■ Exercise instructions
Exclude the pictures and reproduce the remaining data exactly as written.

■ Supplied data

# # # #

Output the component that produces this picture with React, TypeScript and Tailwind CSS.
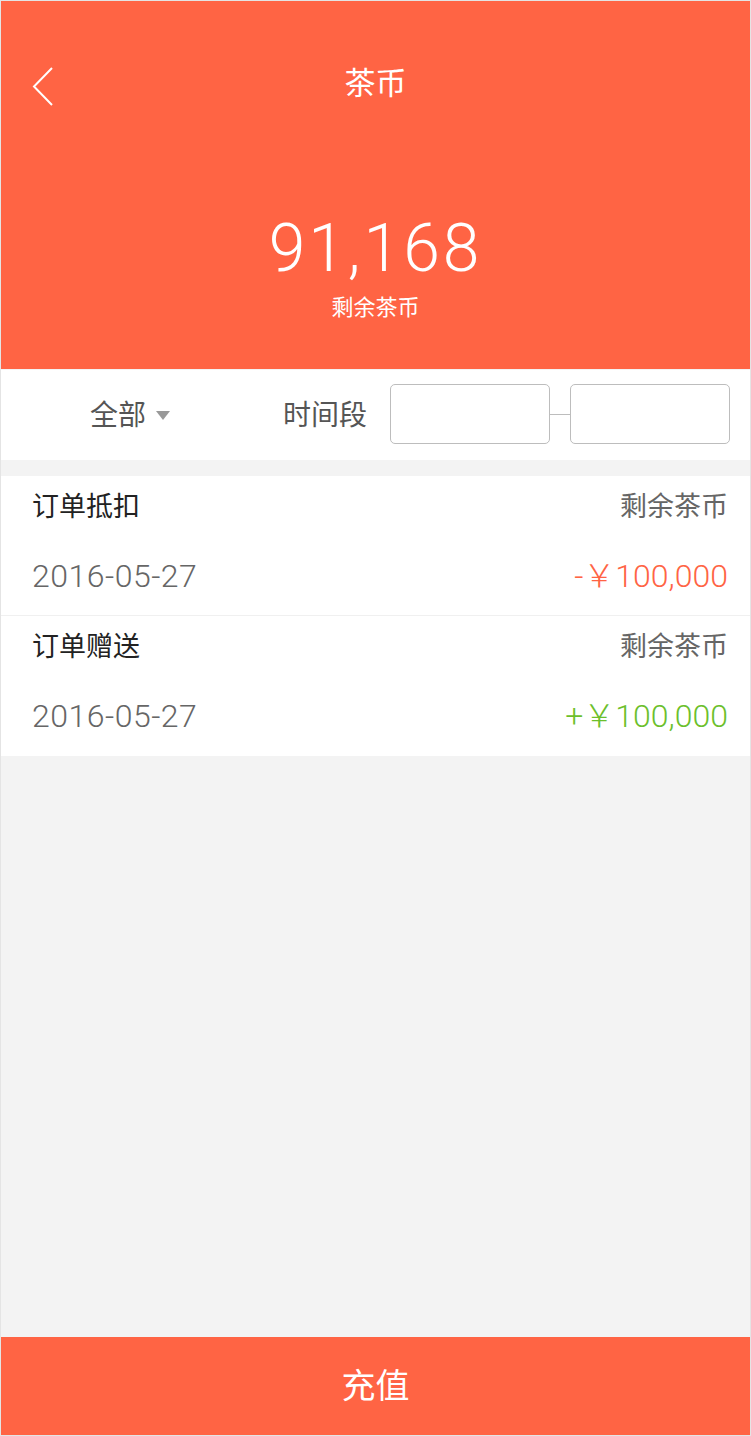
const records = [
  { title: "订单抵扣", date: "2016-05-27", amount: "-￥100,000", color: "text-[#ff6444]" },
  { title: "订单赠送", date: "2016-05-27", amount: "+￥100,000", color: "text-[#6cbf2c]" },
];

const cjk = "font-['Noto_Sans_CJK_SC',sans-serif]";
const num = "font-['Roboto','Noto_Sans_CJK_SC',sans-serif]";

export default function App() {
  return (
    <div className={`w-[751px] h-[1436px] flex flex-col bg-[#f3f3f3] border border-[#e4e4e4] ${cjk}`}>
      {/* header */}
      <div className="bg-[#ff6444] h-[368px] flex flex-col text-white">
        <div className="h-[168px] flex items-center relative">
          <button className="absolute left-[30px] top-[66px] w-[26px] h-[40px]">
            <svg viewBox="0 0 26 40" className="w-[26px] h-[40px]" fill="none" stroke="white" strokeWidth="2">
              <path d="M21 1 L3 19.5 L21 38" />
            </svg>
          </button>
          <div className="w-full text-center text-[31px] leading-none -mt-[9px]">茶币</div>
        </div>
        <div className={`text-center text-[66px] font-light leading-none tracking-[3px] mt-[47px] ${num}`}>91,168</div>
        <div className="text-center text-[22px] leading-none mt-[12px]">剩余茶币</div>
      </div>

      {/* filter bar */}
      <div className="bg-white h-[90px] flex items-center mt-px">
        <div className="w-[282px] flex items-center justify-center gap-[10px] pr-[24px] text-[28px] text-[#555]">
          <span className="-mt-[4px]">全部</span>
          <span className="w-0 h-0 border-l-[7px] border-r-[7px] border-t-[9px] border-l-transparent border-r-transparent border-t-[#999]" />
        </div>
        <span className="text-[28px] text-[#555] w-[107px] -mt-[4px]">时间段</span>
        <div className="flex items-center -mt-[2px]">
          <div className="w-[160px] h-[60px] rounded-[5px] border border-[#bdbdbd]" />
          <div className="w-[20px] h-px bg-[#bdbdbd]" />
          <div className="w-[160px] h-[60px] rounded-[5px] border border-[#bdbdbd]" />
        </div>
      </div>

      {/* records */}
      <div className="mt-[16px] flex flex-col">
        {records.map((r, i) => (
          <div key={i} className={`bg-white h-[140px] pl-[31px] pr-[22px] flex flex-col ${i === 0 ? "border-b border-[#f0f0f0]" : ""}`}>
            <div className="flex justify-between items-center h-[58px]">
              <span className="text-[27px] text-[#222]">{r.title}</span>
              <span className="text-[27px] text-[#666]">剩余茶币</span>
            </div>
            <div className="flex justify-between items-center h-[80px] pt-[4px]">
              <span className={`text-[32px] text-[#666] font-light tracking-[0.5px] ${num}`}>{r.date}</span>
              <span className={`text-[32px] font-light ${r.color} ${num}`}>{r.amount}</span>
            </div>
          </div>
        ))}
      </div>

      <div className="flex-1" />

      {/* recharge button */}
      <button className="h-[98px] bg-[#ff6444] text-white text-[34px] flex items-center justify-center shrink-0">
        <span className="-mt-[5px]">充值</span>
      </button>
    </div>
  );
}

# # # #

■ Solution for this exercise
Output the component that produces this picture with React, TypeScript and Tailwind CSS.
const records = [
  { title: "订单抵扣", date: "2016-05-27", amount: "-￥100,000", color: "text-[#ff6444]" },
  { title: "订单赠送", date: "2016-05-27", amount: "+￥100,000", color: "text-[#6cbf2c]" },
];

const cjk = "font-['Noto_Sans_CJK_SC',sans-serif]";
const num = "font-['Roboto','Noto_Sans_CJK_SC',sans-serif]";

export default function App() {
  return (
    <div className={`w-[751px] h-[1436px] flex flex-col bg-[#f3f3f3] border border-[#e4e4e4] ${cjk}`}>
      {/* header */}
      <div className="bg-[#ff6444] h-[368px] flex flex-col text-white">
        <div className="h-[168px] flex items-center relative">
          <button className="absolute left-[30px] top-[66px] w-[26px] h-[40px]">
            <svg viewBox="0 0 26 40" className="w-[26px] h-[40px]" fill="none" stroke="white" strokeWidth="2">
              <path d="M21 1 L3 19.5 L21 38" />
            </svg>
          </button>
          <div className="w-full text-center text-[31px] leading-none -mt-[9px]">茶币</div>
        </div>
        <div className={`text-center text-[66px] font-light leading-none tracking-[3px] mt-[47px] ${num}`}>91,168</div>
        <div className="text-center text-[22px] leading-none mt-[12px]">剩余茶币</div>
      </div>

      {/* filter bar */}
      <div className="bg-white h-[90px] flex items-center mt-px">
        <div className="w-[282px] flex items-center justify-center gap-[10px] pr-[24px] text-[28px] text-[#555]">
          <span className="-mt-[4px]">全部</span>
          <span className="w-0 h-0 border-l-[7px] border-r-[7px] border-t-[9px] border-l-transparent border-r-transparent border-t-[#999]" />
        </div>
        <span className="text-[28px] text-[#555] w-[107px] -mt-[4px]">时间段</span>
        <div className="flex items-center -mt-[2px]">
          <div className="w-[160px] h-[60px] rounded-[5px] border border-[#bdbdbd]" />
          <div className="w-[20px] h-px bg-[#bdbdbd]" />
          <div className="w-[160px] h-[60px] rounded-[5px] border border-[#bdbdbd]" />
        </div>
      </div>

      {/* records */}
      <div className="mt-[16px] flex flex-col">
        {records.map((r, i) => (
          <div key={i} className={`bg-white h-[140px] pl-[31px] pr-[22px] flex flex-col ${i === 0 ? "border-b border-[#f0f0f0]" : ""}`}>
            <div className="flex justify-between items-center h-[58px]">
              <span className="text-[27px] text-[#222]">{r.title}</span>
              <span className="text-[27px] text-[#666]">剩余茶币</span>
            </div>
            <div className="flex justify-between items-center h-[80px] pt-[4px]">
              <span className={`text-[32px] text-[#666] font-light tracking-[0.5px] ${num}`}>{r.date}</span>
              <span className={`text-[32px] font-light ${r.color} ${num}`}>{r.amount}</span>
            </div>
          </div>
        ))}
      </div>

      <div className="flex-1" />

      {/* recharge button */}
      <button className="h-[98px] bg-[#ff6444] text-white text-[34px] flex items-center justify-center shrink-0">
        <span className="-mt-[5px]">充值</span>
      </button>
    </div>
  );
}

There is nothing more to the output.